The dental formula of Navajovius is greatly debated. The lower dental formula has been suggested to be 2-1-2-3, 1-1-3-3, 1-0-3-3, and 1-0-4-3. A gap between the anterior dentition and cheek teeth is considered to be a space for the canine by some and a diastema by others, accounting for some of this disagreement.

There are a few dental morphologies that are agreed upon. The first incisor is somewhat enlarged, procumbent and lanceolate in shape. The third premolar has a double root and is relatively smaller than both the second and fourth premolar. The fourth premolar lacks a metacone and the paraconid is weak. The lower molars have distinct, reduced paraconids and the third molar is reduced in size.

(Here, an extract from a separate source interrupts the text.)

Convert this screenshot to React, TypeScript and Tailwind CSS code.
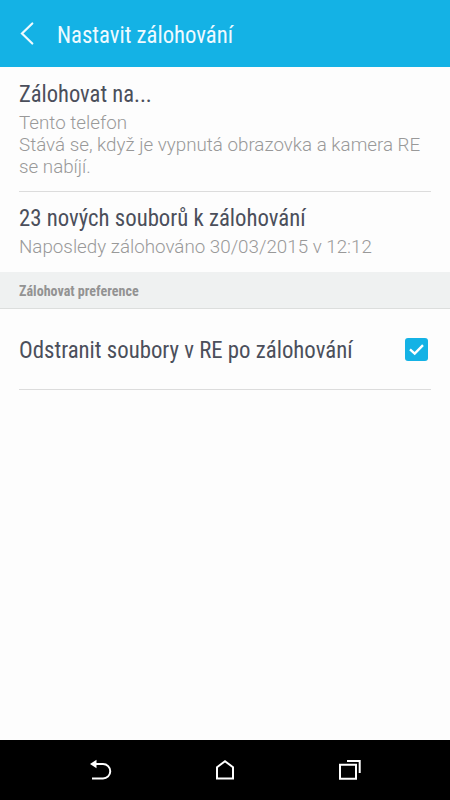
import React from "react";

const condensed = "font-[Roboto,sans-serif] [font-stretch:75%] whitespace-nowrap origin-left w-max";
const heading = condensed + " text-[23px] leading-[28px] text-[#4b4f5b]";
const detail = "font-[Roboto,sans-serif] font-light text-[18.8px] leading-[22px] text-[#999999] whitespace-nowrap";

function NavBar() {
  return (
    <nav className="h-[60px] shrink-0 bg-black flex items-center">
      <svg viewBox="0 0 450 60" className="w-[450px] h-[60px]" fill="none" stroke="#fff" strokeWidth="2">
        <path d="M94 24h9a7.250 7.250 0 0 1 0 14.500H92" />
        <path d="M90 24l6.500-4.300v8.600z" fill="#fff" stroke="none" />
        <path d="M217 27.300L225 21.200l8 6.100V38.500h-16z" />
        <path d="M340 24.700h16v14h-16z" />
        <path d="M347 21h12.700v12" />
      </svg>
    </nav>
  );
}

export default function App() {
  return (
    <div className="w-[450px] h-[800px] flex flex-col bg-[#fdfdfd] overflow-hidden">
      <header className="h-[67px] shrink-0 bg-[#14b2e5] flex items-start">
        <svg viewBox="0 0 57 67" className="w-[57px] h-[67px]" fill="none" stroke="#effaff" strokeWidth="2.2" strokeLinecap="round">
          <path d="M32.300 23.500L22 33.500l10.300 10" />
        </svg>
        <h1 className={condensed + " mt-[21px] text-[24px] leading-[28px] text-[#effaff] scale-x-[0.946]"}>Nastavit zálohování</h1>
      </header>

      <main className="flex-1 flex flex-col">
        <section className="h-[125px] mx-[19px] pt-[14px] border-b border-[#dcdcdc]">
          <h2 className={heading + " scale-x-[0.98]"}>Zálohovat na...</h2>
          <p className={detail + " mt-[3px]"}>Tento telefon</p>
          <p className={detail}>Stává se, když je vypnutá obrazovka a kamera RE</p>
          <p className={detail}>se nabíjí.</p>
        </section>
        <section className="h-[80px] mx-[19px] pt-[13px]">
          <h2 className={heading + " scale-x-[0.99]"}>23 nových souborů k zálohování</h2>
          <p className={detail + " mt-[3px]"}>Naposledy zálohováno 30/03/2015 v 12:12</p>
        </section>
        <div className="h-[37px] px-[19px] pt-[2px] bg-[#eff1f1] border-b border-[#dcdedd] flex items-center">
          <h3 className={condensed + " font-bold text-[15px] leading-[20px] text-[#939393] scale-x-[0.938]"}>Zálohovat preference</h3>
        </div>
        <label className="h-[81px] mx-[19px] border-b border-[#dcdcdc] flex items-center justify-between pr-[3px]">
          <span className={heading + " pt-[4px] scale-x-[0.991]"}>Odstranit soubory v RE po zálohování</span>
          <span className="w-[23px] h-[23px] rounded-[3px] bg-[#14b2e5] shrink-0">
            <svg viewBox="0 0 23 23" className="w-[23px] h-[23px]" fill="none" stroke="#fff" strokeWidth="2.400">
              <path d="M5 11.300l4.700 4.300 8.300-8.500" />
            </svg>
          </span>
        </label>
      </main>
      <NavBar />
    </div>
  );
}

Most researchers agree that the second incisor is absent, the second premolar is single rooted, and that the fourth premolar is molariform in shape. The presence of the upper and lower canine is also debated. While most researchers include the lower canine in the dental formula, some suggest that it is absent all together. The presence of a vestigial upper canine has been suggested to be present as well. Based on its morphology and age range, Navajovius is sometimes suggested to be one of the more primitive microsyopids.

==Paleobiology==
===Habitat and range===
Fossils of Navajovius have been found in several places in the western United States. N. kohlhaasae has been found in Colorado, Texas, and Wyoming. If the two unnamed specimens are included, the range can be pushed further north into Montana. All of these localities are considered to be from the Tiffanian North American Land Mammal Age (NALMA) and date back to the late Paleocene Epoch, about 61.7 to 56.8 million years ago. As plesiadapiforms are largely thought to be arboreal, it can be assumed that the western United States was covered in forests during this time. Notes on the collection found in the Mason Pocket locality in Colorado, where the holotype for N. kohlhaasae was found, indicates that the majority of the fauna found there were arboreal. As there are currently no postcranial remains from Navajovius, there can be no analysis of locomotor behavior for this taxon.

===Diet===
Based on dental morphology, Navajovius most likely had a generalized diet, eating a variety of foods possibly including insects, fruits, and tree sap. The shape of their incisors and other anterior teeth suggest that they functioned for slicing and shearing.